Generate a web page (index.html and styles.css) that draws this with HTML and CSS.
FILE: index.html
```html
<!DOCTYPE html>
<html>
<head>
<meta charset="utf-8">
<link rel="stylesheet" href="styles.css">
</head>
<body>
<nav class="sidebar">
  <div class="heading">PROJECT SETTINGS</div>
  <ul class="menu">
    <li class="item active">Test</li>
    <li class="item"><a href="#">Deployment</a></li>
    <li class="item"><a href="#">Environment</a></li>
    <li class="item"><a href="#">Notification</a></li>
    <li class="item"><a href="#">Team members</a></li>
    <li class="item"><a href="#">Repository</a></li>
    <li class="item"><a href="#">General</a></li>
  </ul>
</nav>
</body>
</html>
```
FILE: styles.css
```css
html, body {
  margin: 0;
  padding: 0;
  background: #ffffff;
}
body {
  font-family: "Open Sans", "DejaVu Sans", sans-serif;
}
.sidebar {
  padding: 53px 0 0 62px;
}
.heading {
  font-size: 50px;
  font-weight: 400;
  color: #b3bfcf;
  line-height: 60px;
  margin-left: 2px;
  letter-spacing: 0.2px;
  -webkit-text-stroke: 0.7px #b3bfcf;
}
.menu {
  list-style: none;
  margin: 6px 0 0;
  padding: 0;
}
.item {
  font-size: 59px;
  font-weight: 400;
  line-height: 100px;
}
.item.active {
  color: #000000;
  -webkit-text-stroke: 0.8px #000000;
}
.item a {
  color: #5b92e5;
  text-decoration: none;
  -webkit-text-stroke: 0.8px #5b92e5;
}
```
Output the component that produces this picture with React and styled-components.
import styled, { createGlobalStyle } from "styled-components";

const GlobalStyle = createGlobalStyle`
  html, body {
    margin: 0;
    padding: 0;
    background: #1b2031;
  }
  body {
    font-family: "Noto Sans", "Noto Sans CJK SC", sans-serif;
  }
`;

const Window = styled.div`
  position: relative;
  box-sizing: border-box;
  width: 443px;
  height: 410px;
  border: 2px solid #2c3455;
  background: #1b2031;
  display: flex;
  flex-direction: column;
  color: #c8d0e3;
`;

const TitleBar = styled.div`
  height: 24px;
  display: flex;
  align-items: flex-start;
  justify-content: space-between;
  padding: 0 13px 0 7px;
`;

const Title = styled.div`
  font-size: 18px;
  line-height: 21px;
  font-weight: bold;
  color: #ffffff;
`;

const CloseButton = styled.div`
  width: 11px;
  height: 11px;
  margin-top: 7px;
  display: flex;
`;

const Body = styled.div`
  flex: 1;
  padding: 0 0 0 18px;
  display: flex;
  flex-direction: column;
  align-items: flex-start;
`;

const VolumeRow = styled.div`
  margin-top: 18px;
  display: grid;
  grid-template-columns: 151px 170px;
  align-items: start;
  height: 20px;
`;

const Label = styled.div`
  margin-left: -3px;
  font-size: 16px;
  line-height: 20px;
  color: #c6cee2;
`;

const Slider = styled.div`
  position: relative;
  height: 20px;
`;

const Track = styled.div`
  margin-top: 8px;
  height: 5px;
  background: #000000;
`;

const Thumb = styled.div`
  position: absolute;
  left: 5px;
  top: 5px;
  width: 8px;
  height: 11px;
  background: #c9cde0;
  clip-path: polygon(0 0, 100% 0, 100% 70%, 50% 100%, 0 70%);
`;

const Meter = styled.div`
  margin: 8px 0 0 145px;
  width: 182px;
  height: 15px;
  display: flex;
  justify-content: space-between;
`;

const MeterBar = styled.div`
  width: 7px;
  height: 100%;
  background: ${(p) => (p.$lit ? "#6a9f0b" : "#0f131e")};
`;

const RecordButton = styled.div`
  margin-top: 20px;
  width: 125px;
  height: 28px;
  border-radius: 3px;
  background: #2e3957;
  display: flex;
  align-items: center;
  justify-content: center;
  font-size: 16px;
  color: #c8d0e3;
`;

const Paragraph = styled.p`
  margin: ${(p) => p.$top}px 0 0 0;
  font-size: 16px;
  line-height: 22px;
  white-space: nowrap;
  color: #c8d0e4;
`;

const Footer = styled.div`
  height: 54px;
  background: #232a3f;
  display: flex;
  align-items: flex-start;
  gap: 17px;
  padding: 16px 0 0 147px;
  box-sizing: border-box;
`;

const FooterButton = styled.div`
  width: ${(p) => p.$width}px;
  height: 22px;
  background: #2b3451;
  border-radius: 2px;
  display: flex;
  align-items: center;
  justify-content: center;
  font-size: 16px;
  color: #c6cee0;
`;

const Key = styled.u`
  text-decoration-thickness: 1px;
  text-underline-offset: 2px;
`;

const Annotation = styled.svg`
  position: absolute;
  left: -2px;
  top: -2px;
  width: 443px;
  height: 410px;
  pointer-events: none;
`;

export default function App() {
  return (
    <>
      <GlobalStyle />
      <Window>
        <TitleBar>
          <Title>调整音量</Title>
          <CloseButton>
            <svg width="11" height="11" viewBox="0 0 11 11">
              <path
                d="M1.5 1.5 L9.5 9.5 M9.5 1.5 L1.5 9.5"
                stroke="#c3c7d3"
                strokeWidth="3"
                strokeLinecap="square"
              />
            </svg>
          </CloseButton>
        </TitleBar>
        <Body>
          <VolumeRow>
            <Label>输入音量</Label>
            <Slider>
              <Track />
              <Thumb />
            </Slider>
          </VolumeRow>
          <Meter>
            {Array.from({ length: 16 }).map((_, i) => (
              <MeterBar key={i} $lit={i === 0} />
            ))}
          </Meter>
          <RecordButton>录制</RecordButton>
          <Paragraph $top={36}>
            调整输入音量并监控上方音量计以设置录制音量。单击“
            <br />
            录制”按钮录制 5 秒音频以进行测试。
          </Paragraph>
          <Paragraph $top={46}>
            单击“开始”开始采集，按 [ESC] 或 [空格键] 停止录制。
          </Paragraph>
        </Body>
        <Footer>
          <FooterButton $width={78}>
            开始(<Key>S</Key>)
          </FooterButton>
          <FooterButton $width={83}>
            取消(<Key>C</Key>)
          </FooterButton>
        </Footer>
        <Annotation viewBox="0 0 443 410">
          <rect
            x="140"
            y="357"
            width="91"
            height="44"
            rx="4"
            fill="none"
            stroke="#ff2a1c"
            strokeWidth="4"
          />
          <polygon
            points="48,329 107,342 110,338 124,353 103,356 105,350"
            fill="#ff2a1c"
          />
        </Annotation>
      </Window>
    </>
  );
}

-------

◆ WRITTEN PROBLEM
Give an exact repetition of all the material.

◆ CORRECT RESPONSE
Generate a web page (index.html and styles.css) that draws this with HTML and CSS.
FILE: index.html
```html
<!DOCTYPE html>
<html>
<head>
<meta charset="utf-8">
<link rel="stylesheet" href="styles.css">
</head>
<body>
<nav class="sidebar">
  <div class="heading">PROJECT SETTINGS</div>
  <ul class="menu">
    <li class="item active">Test</li>
    <li class="item"><a href="#">Deployment</a></li>
    <li class="item"><a href="#">Environment</a></li>
    <li class="item"><a href="#">Notification</a></li>
    <li class="item"><a href="#">Team members</a></li>
    <li class="item"><a href="#">Repository</a></li>
    <li class="item"><a href="#">General</a></li>
  </ul>
</nav>
</body>
</html>
```
FILE: styles.css
```css
html, body {
  margin: 0;
  padding: 0;
  background: #ffffff;
}
body {
  font-family: "Open Sans", "DejaVu Sans", sans-serif;
}
.sidebar {
  padding: 53px 0 0 62px;
}
.heading {
  font-size: 50px;
  font-weight: 400;
  color: #b3bfcf;
  line-height: 60px;
  margin-left: 2px;
  letter-spacing: 0.2px;
  -webkit-text-stroke: 0.7px #b3bfcf;
}
.menu {
  list-style: none;
  margin: 6px 0 0;
  padding: 0;
}
.item {
  font-size: 59px;
  font-weight: 400;
  line-height: 100px;
}
.item.active {
  color: #000000;
  -webkit-text-stroke: 0.8px #000000;
}
.item a {
  color: #5b92e5;
  text-decoration: none;
  -webkit-text-stroke: 0.8px #5b92e5;
}
```
Output the component that produces this picture with React and styled-components.
import styled, { createGlobalStyle } from "styled-components";

const GlobalStyle = createGlobalStyle`
  html, body {
    margin: 0;
    padding: 0;
    background: #1b2031;
  }
  body {
    font-family: "Noto Sans", "Noto Sans CJK SC", sans-serif;
  }
`;

const Window = styled.div`
  position: relative;
  box-sizing: border-box;
  width: 443px;
  height: 410px;
  border: 2px solid #2c3455;
  background: #1b2031;
  display: flex;
  flex-direction: column;
  color: #c8d0e3;
`;

const TitleBar = styled.div`
  height: 24px;
  display: flex;
  align-items: flex-start;
  justify-content: space-between;
  padding: 0 13px 0 7px;
`;

const Title = styled.div`
  font-size: 18px;
  line-height: 21px;
  font-weight: bold;
  color: #ffffff;
`;

const CloseButton = styled.div`
  width: 11px;
  height: 11px;
  margin-top: 7px;
  display: flex;
`;

const Body = styled.div`
  flex: 1;
  padding: 0 0 0 18px;
  display: flex;
  flex-direction: column;
  align-items: flex-start;
`;

const VolumeRow = styled.div`
  margin-top: 18px;
  display: grid;
  grid-template-columns: 151px 170px;
  align-items: start;
  height: 20px;
`;

const Label = styled.div`
  margin-left: -3px;
  font-size: 16px;
  line-height: 20px;
  color: #c6cee2;
`;

const Slider = styled.div`
  position: relative;
  height: 20px;
`;

const Track = styled.div`
  margin-top: 8px;
  height: 5px;
  background: #000000;
`;

const Thumb = styled.div`
  position: absolute;
  left: 5px;
  top: 5px;
  width: 8px;
  height: 11px;
  background: #c9cde0;
  clip-path: polygon(0 0, 100% 0, 100% 70%, 50% 100%, 0 70%);
`;

const Meter = styled.div`
  margin: 8px 0 0 145px;
  width: 182px;
  height: 15px;
  display: flex;
  justify-content: space-between;
`;

const MeterBar = styled.div`
  width: 7px;
  height: 100%;
  background: ${(p) => (p.$lit ? "#6a9f0b" : "#0f131e")};
`;

const RecordButton = styled.div`
  margin-top: 20px;
  width: 125px;
  height: 28px;
  border-radius: 3px;
  background: #2e3957;
  display: flex;
  align-items: center;
  justify-content: center;
  font-size: 16px;
  color: #c8d0e3;
`;

const Paragraph = styled.p`
  margin: ${(p) => p.$top}px 0 0 0;
  font-size: 16px;
  line-height: 22px;
  white-space: nowrap;
  color: #c8d0e4;
`;

const Footer = styled.div`
  height: 54px;
  background: #232a3f;
  display: flex;
  align-items: flex-start;
  gap: 17px;
  padding: 16px 0 0 147px;
  box-sizing: border-box;
`;

const FooterButton = styled.div`
  width: ${(p) => p.$width}px;
  height: 22px;
  background: #2b3451;
  border-radius: 2px;
  display: flex;
  align-items: center;
  justify-content: center;
  font-size: 16px;
  color: #c6cee0;
`;

const Key = styled.u`
  text-decoration-thickness: 1px;
  text-underline-offset: 2px;
`;

const Annotation = styled.svg`
  position: absolute;
  left: -2px;
  top: -2px;
  width: 443px;
  height: 410px;
  pointer-events: none;
`;

export default function App() {
  return (
    <>
      <GlobalStyle />
      <Window>
        <TitleBar>
          <Title>调整音量</Title>
          <CloseButton>
            <svg width="11" height="11" viewBox="0 0 11 11">
              <path
                d="M1.5 1.5 L9.5 9.5 M9.5 1.5 L1.5 9.5"
                stroke="#c3c7d3"
                strokeWidth="3"
                strokeLinecap="square"
              />
            </svg>
          </CloseButton>
        </TitleBar>
        <Body>
          <VolumeRow>
            <Label>输入音量</Label>
            <Slider>
              <Track />
              <Thumb />
            </Slider>
          </VolumeRow>
          <Meter>
            {Array.from({ length: 16 }).map((_, i) => (
              <MeterBar key={i} $lit={i === 0} />
            ))}
          </Meter>
          <RecordButton>录制</RecordButton>
          <Paragraph $top={36}>
            调整输入音量并监控上方音量计以设置录制音量。单击“
            <br />
            录制”按钮录制 5 秒音频以进行测试。
          </Paragraph>
          <Paragraph $top={46}>
            单击“开始”开始采集，按 [ESC] 或 [空格键] 停止录制。
          </Paragraph>
        </Body>
        <Footer>
          <FooterButton $width={78}>
            开始(<Key>S</Key>)
          </FooterButton>
          <FooterButton $width={83}>
            取消(<Key>C</Key>)
          </FooterButton>
        </Footer>
        <Annotation viewBox="0 0 443 410">
          <rect
            x="140"
            y="357"
            width="91"
            height="44"
            rx="4"
            fill="none"
            stroke="#ff2a1c"
            strokeWidth="4"
          />
          <polygon
            points="48,329 107,342 110,338 124,353 103,356 105,350"
            fill="#ff2a1c"
          />
        </Annotation>
      </Window>
    </>
  );
}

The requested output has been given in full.